While all this is going on, which are power struggles
between the right and the left of the Labour Party, the ‘many’ which Labour is
supposed to be standing up for have been forgotten…….
Again!
So, far since I joined the Scottish Labour Party last
October, I haven’t attended a single meeting or done a single day of activism.
The first four months of my membership, I was banned from attended meeting
despite the rules clearly saying I was allowed to attend.
I am not impressed by being discriminated against,
especially when I am a paid up member, I am one of the ‘many’ which the ‘few’
who control the Labour Party don’t want to help, the only difference is that I
have seen countless times how some people in the party aren’t trustworthy or
indeed worth my time.
The ‘poverty problem’ hasn’t just been ignored by the Labour
Party, in Scotland, the SNP are just ignorant of their plight until the
elections loom; then suddenly there is ‘concern’. As well as discrimination in
education which starts early and goes all the way through to university, there
are other issues which the poor face like having food on the table and clothes
on their back.
In Scotland in 2018, teachers are routinely giving food,
clothes and equipment to poverty-hit pupils. Scotland’s public spending
watchdog laid bare the impact of council funding cuts, warning services would
need to be further slashed. SNP mismanagement has caused a crisis in schools,
if you don’t get the help there, your chances of college or university reduce
dramatically and future prospects after that don’t look too great in a Labour
market of low pay and saturation.
The Accounts Commission said councils were operating in a
“complex, changing and increasingly uncertain environment”, in Britain this is
due to mass immigration, the elephant in the room which people in politics
refuse to talk about. The more people allowed into the country the less
resources there are, it isn’t anything complex about it.

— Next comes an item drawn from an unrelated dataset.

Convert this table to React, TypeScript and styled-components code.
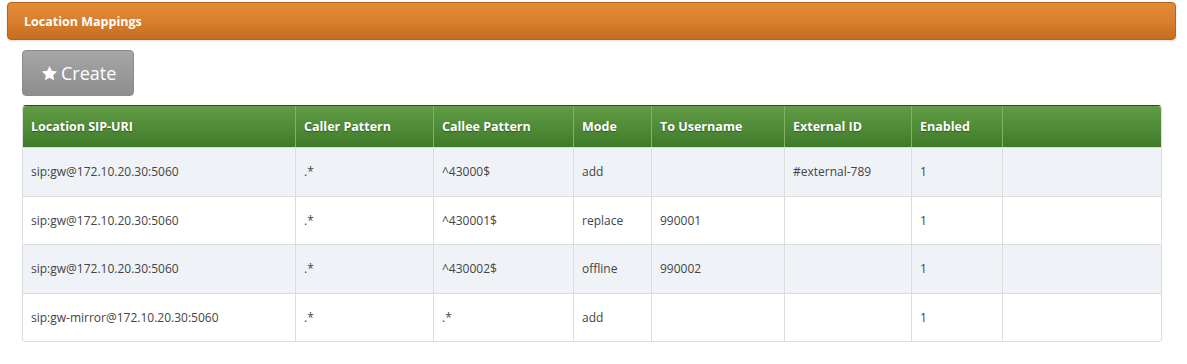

Things apparently are so bad that one teacher told of buying
a Christmas dinner and gifts for a family after their benefits were stopped,
this is Britain, in 2018, the balance in society has gone incredibly wrong. The
tipping point has come and went and led to Brexit, it is time that our money
was invested in our people of whatever colour, religion or sex. The political
class use our taxes for their pet projects which appear to get funding with no
problems.
In Scotland, we have a pretend parliament called Holyrood, they
look but they rarely act, at present they are examining the impact of poverty
on school attainment. In a letter to MSPs on Holyrood’s education
committee teacher said they had worked in the city with the "highest drug
death rate in Europe" for 13 years, but poverty had increased.
There is a poverty industry in Scotland, at the top sits the
politicians and then the University academics, they write papers even for their
PhDs on issues like homelessness and the effect it has on people from foreign
backgrounds.
Which is why you get people like Jennifer Galbraith doing
research at places like Lodge House Mission, she benefits from having access to
the ‘raw material’ of those who have slipped through the net.
When it comes to poverty, the political class have no real
interest in the poor from birth to death, except at election time. The real
heroes are those people in civic society who do the charity work above and
beyond the call of duty. Teachers who work in poor areas say their workload was
now “totally overwhelming”, with staff having to act as “social workers, mental
health workers as well as teachers”.
One of the failures by politicians is that money destine for
the poor is being diverted, like the Scottish Government's Pupil Equity Fund,
the way this gag works is providing schools with £120 million to help close the
attainment gap, with the money going direct to head teachers to determine how
to spend it. A teacher added.
“There is a distinct lack of services to help these children”.
This example is how it works in other areas as well, money
goes to the poor but it never reaches them, instead it goes to organisations,
called stakeholders, so the only people lifted out of poverty is them, and they
were already in employment.
Engagement in politics is pretty low which is why it has
been so corrupted, minorities have used this to push their political agendas
which is why nothing gets done. The Labour Party fight at the moment is between
those who want a return to ‘business as usual’, dubbed by some as the ‘Blairities’
or Momentum which doesn’t really inspire people as it doesn’t have a clear
direction which the British people would want to follow.
In politics, the real crime is how bad our political representatives
are, as one person commented to me, ‘is that all there is; is this it’.
No wonder so many people refuse to come out for political
parties when we have people like Tony Blair who stabbed the country in the
back, or people like Naz Shah who is currently an MP.
Winnie Mandela was a murderer, now dead; the myth is in
operation of how wonderful she was.
Our political class celebrate terrorists as heroes, pure virtual signalling rubbish.
Finally, it is time more people spoke out about our
political class directly to their faces to let them that enough is enough. The
major political problem is the lack of real choice in order to break the cartel
and monopoly of doing nothing.
The Labour Party needs to get its house in order, so far I am not seeing anything to want to make me want to spend my time campaigning for it. I won't be picking a side in the current internal civil war because I am not convinced by either of them are the answer the poorest in Scotland need, and we don't need 'business as usual' so some cunt can top up their pension while spouting about how they came into politics to help the poor.
Yours sincerely
George Laird
The Campaign for Human Rights at Glasgow University
1 comment:
I do sympathise, George. Feeling much the same here. The Tories have their use to sort out Brexit and bring it to a conclusion, but I am heartily sick of cuts to public spending. On the other hand, Corbyn has unwittingly or otherwise, allowed the pathological fixation on Palestine to open the door to antisemitism. Not necessarily him, but those around him, and his toadies seem content to accuse it of "right-wing-press-smear-but-muh-Boris-Johnson" as some form of convincing argument. Evidence that a tory press is running scared? Don't make me laugh, even the Guardian and Independent had a problem with it. In opposition to him, you have the New Labour types who, while having done some good things in the past, have allowed much of this mess to happen and seemingly cared little about the electorate.